McDowell home 'different' from original plan

 

Roscommon County Council has argued before the High Court that the Minister for Justice's holiday home near Rooskey did not have the benefit of planning permission because it was significantly different than that for which permission was granted.

Yesterday was the second day of judicial review proceedings brought against the council by Mr McDowell and his wife, Ms Niamh Brennan, concerning planning difficulties relating to their near-completed holiday home at Levagh, Rooskey. The council has refused to extend the duration of the planning permission and the couple have challenged that refusal as irrational.

Mr Pat Butler SC, for the council, referred yesterday to difficulties faced by the council concerning the application for an extension of the permission. He said the application form itself was important because on page two it referred to a proposed floor area but no specific floor was given. That was the first difficulty. Mr Butler said there was also no indication as to the number of levels in the building and it was not known which floor and which levels were being referred to.

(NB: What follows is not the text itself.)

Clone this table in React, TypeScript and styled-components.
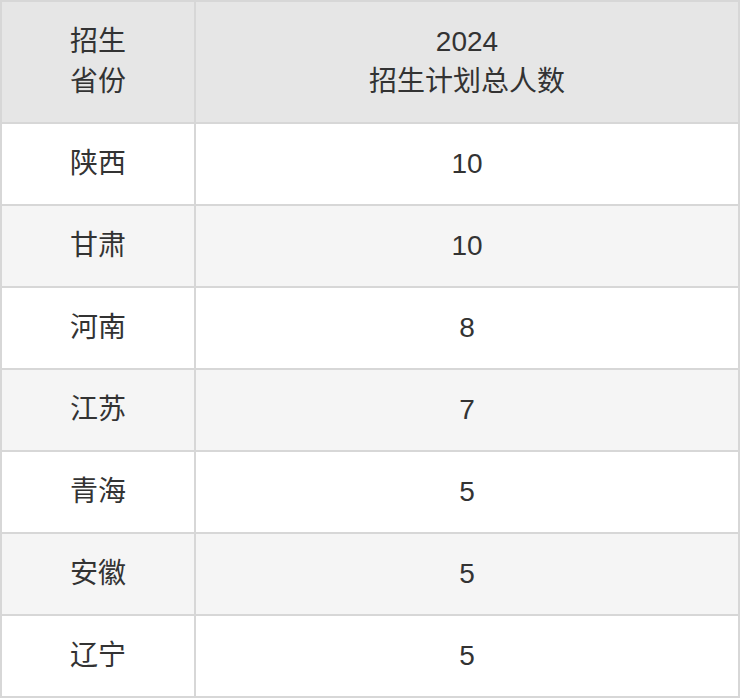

He said it had been claimed by counsel for the Minister and his wife that it was intended to have a laundry and fuel store room at levels one and two but in fact there were three bedrooms there.

The council says it refused the application for an extension of the permission as the development under construction was significantly different from that for which planning permission was granted.

The senior planning officer had recommended that the question of extension to the duration of the permission did not arise as the dwelling under construction did not have the benefit of planning permission.

The council's director of services had found that the finished floor level of level three was not as provided for in the planning permission drawings. Level one, described as a "basement floor", was also not at the height provided for in the planning drawings.

This rendered the development under construction lower than that specified in the planning permission, it was argued.

The director of services formed the view there was a significant difference between the development permitted by the planning permission and that which was now under construction. The difference was 2.6 metres which was almost nine feet. This difference was material and could not be ignored.

The court has also heard Mr McDowell is taking separate proceedings against the council, claiming damages for "significant financial loss and damage" as a result of the alleged unlawful actions of the council.

The hearing before the President of the High Court, Mr Justice Finnegan, continues today.